RAW DATA:

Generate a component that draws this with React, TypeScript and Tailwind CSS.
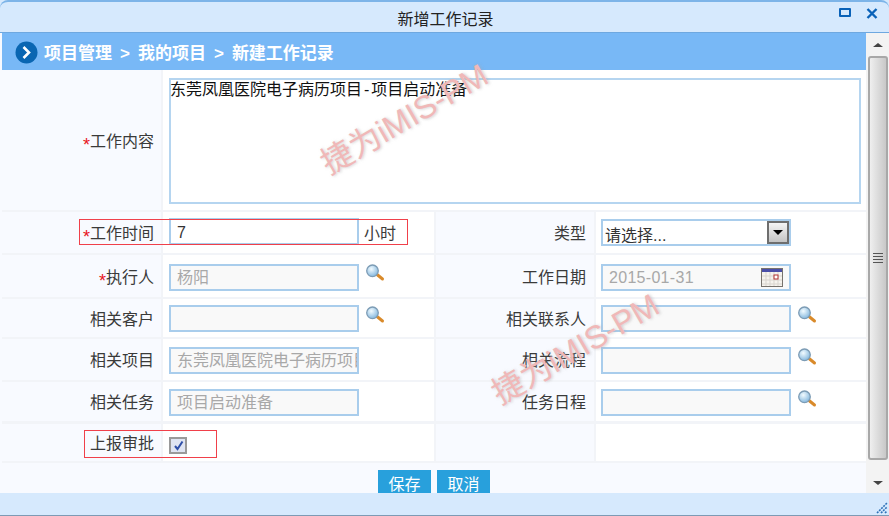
import React from 'react';

const FONT = "font-['Liberation_Sans','Noto_Sans_CJK_SC',sans-serif]";

const Search = ({ className = 'mb-[7px]' }: { className?: string }) => (
  <svg width="20" height="18" viewBox="0 0 20 18" className={`ml-[6px] shrink-0 ${className}`}>
    <defs>
      <radialGradient id="lens" cx="40%" cy="35%" r="70%">
        <stop offset="0%" stopColor="#f2fbff" />
        <stop offset="100%" stopColor="#7fb4dc" />
      </radialGradient>
    </defs>
    <path d="M12 10.5 L17.5 15" stroke="#d98a2a" strokeWidth="3" strokeLinecap="round" />
    <circle cx="7.5" cy="6.8" r="5.8" fill="url(#lens)" stroke="#7d9cb5" strokeWidth="1.3" />
  </svg>
);

const Calendar = () => (
  <svg width="22" height="19" viewBox="0 0 22 19" className="shrink-0">
    <rect x="0.5" y="0.5" width="21" height="18" fill="#f6f3ee" stroke="#77736e" />
    <rect x="1" y="1" width="20" height="3" fill="#4a4fa8" />
    <path d="M1 8h20M1 12h20M1 16h20M5 4v14M9 4v14M13 4v14M17 4v14" stroke="#d9d5cf" strokeWidth="1" />
    <rect x="13" y="7" width="4" height="4" fill="#fff" stroke="#b03030" />
  </svg>
);

const Field = ({ value, disabled = true }: { value?: string; disabled?: boolean }) => (
  <div
    className={`w-[190px] h-[27px] border-2 border-[#a9cdec] pl-[6px] text-[16px] whitespace-nowrap overflow-hidden shrink-0 ${
      disabled ? 'leading-[23px] bg-[#f9f9f9] text-[#a8a8a8]' : 'leading-[25px] bg-white text-[#333]'
    }`}
  >
    {value}
  </div>
);

const Label = ({ text, required, right }: { text: string; required?: boolean; right?: boolean }) => (
  <div
    className={`shrink-0 bg-[#f8faff] border-r-2 border-[#f2f4f8] flex items-center justify-end pt-[3px] text-[16px] text-[#3a3a3a] ${
      right ? 'w-[160px] pr-[8px]' : 'w-[161px] pr-[7px]'
    }`}
  >
    {required && <span className="text-[#e8141c] text-[18px] leading-none mt-[6px]">*</span>}
    {text}
  </div>
);

const Cell = ({ children, right, className = '' }: { children?: React.ReactNode; right?: boolean; className?: string }) => (
  <div
    className={`shrink-0 bg-white flex items-center ${
      right ? 'w-[270px] pl-[5px]' : 'w-[273px] pl-[6px] border-r-2 border-[#f2f4f8]'
    } ${className}`}
  >
    {children}
  </div>
);

const Row = ({ h, children, thick }: { h: string; children: React.ReactNode; thick?: boolean }) => (
  <div className={`flex ${h} ${thick ? 'border-b-[3px]' : 'border-b-2'} border-[#f2f4f8]`}>{children}</div>
);

const Hilite = ({ className }: { className: string }) => (
  <div className={`absolute border-[1.5px] border-[#f0404a] pointer-events-none ${className}`} />
);

const Watermark = ({ className }: { className: string }) => (
  <div
    className={`absolute rotate-[-30deg] text-[32px] leading-none whitespace-nowrap text-[#f0b8b8] [text-shadow:1px_1px_3px_rgba(170,170,170,0.55)] pointer-events-none ${className}`}
  >
    捷为iMIS-PM
  </div>
);

const App: React.FC = () => {
  return (
    <div className={`${FONT} relative w-[889px] h-[516px] overflow-hidden bg-[#d6e9fd]`}>
      {/* title bar */}
      <div className="relative h-[33px] rounded-t-[8px] border-t-2 border-[#7db4e8] border-b border-b-[#6ea8e0] flex items-center justify-center pl-[2px] pt-[5px] text-[16px] text-[#222]">
        新增工作记录
        <div className="absolute left-[839px] top-[6px] w-[12px] h-[9px] border-[2.5px] border-[#0a62b8] rounded-[1px]" />
        <svg width="12" height="11" viewBox="0 0 12 11" className="absolute left-[866px] top-[6px]">
          <path d="M1.5 1 L10.5 10 M10.5 1 L1.5 10" stroke="#0a62b8" strokeWidth="2.4" />
        </svg>
      </div>

      <div className="flex h-[460px]">
        {/* form */}
        <div className="w-[866px] shrink-0 pl-[2px] bg-[#f8faff]">
          <div className="h-[37px] bg-[#78b8f6] flex items-center pl-[13px] text-white font-bold text-[17px]">
            <svg width="23" height="23" viewBox="0 0 23 23" className="mt-[2px] mr-[6px]">
              <circle cx="11.5" cy="11.5" r="11" fill="#0a66b2" />
              <path d="M8.5 6 L14 11.5 L8.5 17" fill="none" stroke="#fff" strokeWidth="2.6" />
            </svg>
            <div className="flex items-center pt-[4px]">
              <span>项目管理</span>
              <span className="mx-[8px]">&gt;</span>
              <span>我的项目</span>
              <span className="mx-[8px]">&gt;</span>
              <span>新建工作记录</span>
            </div>
          </div>

          <Row h="h-[142px]">
            <Label text="工作内容" required />
            <div className="flex-1 bg-white pl-[6px] pt-[8px] pr-[5px]">
              <div className="h-[126px] border-2 border-[#b5d5f0] text-[16px] leading-[20px] text-[#111] indent-[-1px]">
                东莞凤凰医院电子病历项目<span className="px-[2px]">-</span>项目启动准备
              </div>
            </div>
          </Row>

          <Row h="h-[43px]">
            <Label text="工作时间" required />
            <Cell className="pb-[2px]">
              <Field value="7" disabled={false} />
              <span className="ml-[5px] mt-[5px] text-[16px] text-[#3a3a3a]">小时</span>
            </Cell>
            <Label text="类型" right />
            <Cell right>
              <div className="w-[190px] h-[27px] border-2 border-[#a9cdec] bg-white flex justify-between text-[16px] leading-[29px] text-[#333] pl-[2px]">
                请选择...
                <div className="w-[22px] h-[23px] border-2 border-[#6e6e6e] bg-gradient-to-b from-[#f4f4f4] to-[#c4c4c4] flex items-center justify-center">
                  <div className="w-0 h-0 border-x-[5px] border-x-transparent border-t-[5px] border-t-black" />
                </div>
              </div>
            </Cell>
          </Row>

          <Row h="h-[44px]">
            <Label text="执行人" required />
            <Cell className="pt-[3px]">
              <Field value="杨阳" />
              <Search className="mb-[9px]" />
            </Cell>
            <Label text="工作日期" right />
            <Cell right className="pt-[3px]">
              <div className="w-[190px] h-[27px] border-2 border-[#a9cdec] bg-[#f9f9f9] flex items-center justify-between pl-[6px] pr-[6px] text-[16px] tracking-[0.3px] text-[#a8a8a8]">
                2015-01-31
                <Calendar />
              </div>
            </Cell>
          </Row>

          <Row h="h-[40px]">
            <Label text="相关客户" />
            <Cell className="pt-[1px]">
              <Field />
              <Search />
            </Cell>
            <Label text="相关联系人" right />
            <Cell right className="pt-[1px]">
              <Field />
              <Search />
            </Cell>
          </Row>

          <Row h="h-[43px]">
            <Label text="相关项目" />
            <Cell className="pt-[2px]">
              <Field value="东莞凤凰医院电子病历项目" />
            </Cell>
            <Label text="相关流程" right />
            <Cell right className="pt-[2px]">
              <Field />
              <Search />
            </Cell>
          </Row>

          <Row h="h-[42px]" thick>
            <Label text="相关任务" />
            <Cell className="pt-[2px]">
              <Field value="项目启动准备" />
            </Cell>
            <Label text="任务日程" right />
            <Cell right className="pt-[2px]">
              <Field />
              <Search />
            </Cell>
          </Row>

          <Row h="h-[39px]">
            <Label text="上报审批" />
            <Cell>
              <div className="w-[18px] h-[17px] mt-[5px] border-2 border-[#9a9a9a] bg-[#dfe4f2] flex items-center justify-center">
                <svg width="11" height="11" viewBox="0 0 11 11">
                  <path d="M2 6 L4.5 9 L9.5 1.5" fill="none" stroke="#2f4fa8" strokeWidth="2" />
                </svg>
              </div>
            </Cell>
            <Label text="" right />
            <Cell right />
          </Row>

          <div className="flex justify-center gap-[6px] pt-[7px]">
            <div className="w-[53px] h-[28px] bg-[#28a0dc] text-white text-[16px] text-center leading-[30px]">保存</div>
            <div className="w-[53px] h-[28px] bg-[#28a0dc] text-white text-[16px] text-center leading-[30px]">取消</div>
          </div>
        </div>

        {/* scrollbar */}
        <div className="w-[23px] shrink-0 bg-[#f3f3f3] flex flex-col items-center">
          <div className="h-[23px] flex items-center justify-center">
            <div className="w-0 h-0 border-x-[5px] border-x-transparent border-b-[4px] border-b-[#444]" />
          </div>
          <div className="w-[20px] h-[404px] ml-[1px] rounded-[3px] border-2 border-[#a8a8a8] bg-gradient-to-r from-[#efefef] to-[#c8c8c8] flex flex-col items-center justify-center gap-[2px]">
            <div className="w-[10px] h-px bg-[#555]" />
            <div className="w-[10px] h-px bg-[#555]" />
            <div className="w-[10px] h-px bg-[#555]" />
            <div className="w-[10px] h-px bg-[#555]" />
          </div>
          <div className="flex-1 flex items-center justify-center pt-[12px]">
            <div className="w-0 h-0 border-x-[5px] border-x-transparent border-t-[4px] border-t-[#444]" />
          </div>
        </div>
      </div>

      {/* footer */}
      <div className="h-[23px] bg-[#d6e9fd] border-b border-[#7e9ab4] relative">
        <svg width="12" height="12" viewBox="0 0 12 12" className="absolute right-[1px] bottom-[1px]">
          <path d="M1 11 L11 1 M5 11 L11 5 M9 11 L11 9" stroke="#2f72b8" strokeWidth="1.6" strokeDasharray="2 1" />
        </svg>
      </div>

      <Hilite className="left-[79px] top-[219px] w-[329px] h-[26px]" />
      <Hilite className="left-[84px] top-[430px] w-[133px] h-[28px]" />
      <Watermark className="left-[311px] top-[103px]" />
      <Watermark className="left-[482px] top-[333px]" />
    </div>
  );
};

export default App;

WHAT IS NEEDED: Which lines hold the word "React"? Copy all of them.

OUTPUT BELOW:
Generate a component that draws this with React, TypeScript and Tailwind CSS.
import React from 'react';
const Cell = ({ children, right, className = '' }: { children?: React.ReactNode; right?: boolean; className?: string }) => (
const Row = ({ h, children, thick }: { h: string; children: React.ReactNode; thick?: boolean }) => (
const App: React.FC = () => {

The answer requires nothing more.